To overwrite all of them you can set them to an empty string like the one you used to overwrite the authors metadata:

document = Document('sampleFile.docx')
core_properties = document.core_properties
meta_fields= ["author", "category", "comments", "content_status", "created", "identifier", "keywords", "language", "revision", "subject", "title", "version"]
for meta_field in meta_fields:
    setattr(core_properties, meta_field, "")
document.save('new-filename.docx')

answered Jun 21 '16 at 22:00

marcanuy

23,118
9
64
113

All the attributes in core_properties are not useful in what I am trying to do. Is there any other attribute for the Document that would help to remove the personal information – sunil pawar Jun 21 '16 at 22:27
Or instead of making the list by hand, you can extract the attributes from the document using: `meta_fields = [attr for attr in dir(core_properties) if isinstance(getattr(core_properties, attr), str) and not attr.startswith("_")]` (it looks for these attributes of document that are public strings). – Jezor Jun 21 '16 at 22:28
1

To be more clear, if a person other than the author opens a word file and writes some comments on it, we need to remove the name of the person who commented it but we still want the comments that he made. Basically I am trying to design a blind peer review process. – sunil pawar Jun 21 '16 at 22:30

Jezor · Accepted Answer · 2016-06-22T17:27:40.903

5

If you want to remove personal information from the comments in .docx file, you'll have to dive deep into the file itself.

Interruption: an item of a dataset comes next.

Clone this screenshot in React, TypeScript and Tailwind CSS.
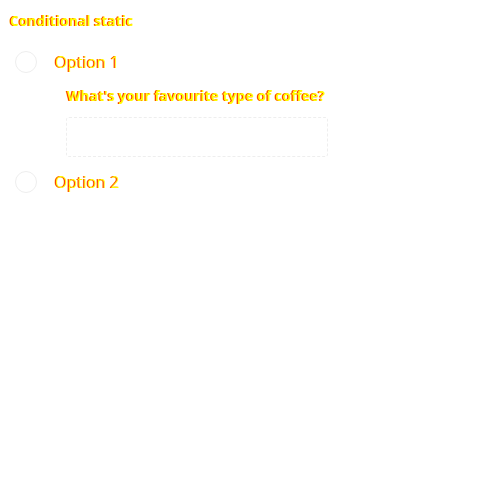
const txt = "text-[#ffff00] [text-shadow:-1px_0_#ff0000]";

function Radio({ label }: { label: string }) {
  return (
    <label className="flex items-center gap-[18px] pl-[5px]">
      <span className="w-[22px] h-[22px] rounded-full border border-[#eeeeee] bg-white" />
      <span className={`text-[16px] ${txt}`}>{label}</span>
    </label>
  );
}

export default function App() {
  return (
    <div className="min-h-[500px] bg-white font-['Open_Sans',sans-serif] px-[10px] pt-[11px]">
      <h1 className={`text-[14px] font-bold leading-[20px] ${txt}`}>
        Conditional static
      </h1>
      <div className="mt-[19px] flex flex-col">
        <Radio label="Option 1" />
        <div className="pl-[56px] pt-[12px] pb-[13px]">
          <p className={`pl-[1px] text-[14px] font-bold leading-[20px] ${txt}`}>
            What's your favourite type of coffee?
          </p>
          <div className="mt-[11px] w-[262px] h-[40px] rounded-[3px] border border-dashed border-[#eeeeee]" />
        </div>
        <Radio label="Option 2" />
      </div>
    </div>
  );
}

So, .docx is just a .zip archive with word-specific files. We need to overwrite some internal files of it, and the easiest way to do it that I could find is to copy all the files to memory, change whatever we have to change and put it all to a new file.

import re
import os
from zipfile import ZipFile

docx_file_name = '/path/to/your/document.docx'

files = dict()

# We read all of the files and store them in "files" dictionary.
document_as_zip = ZipFile(docx_file_name, 'r')
for internal_file in document_as_zip.infolist():
    file_reader = document_as_zip.open(internal_file.filename, "r")
    files[internal_file.filename] = file_reader.readlines()
    file_reader.close()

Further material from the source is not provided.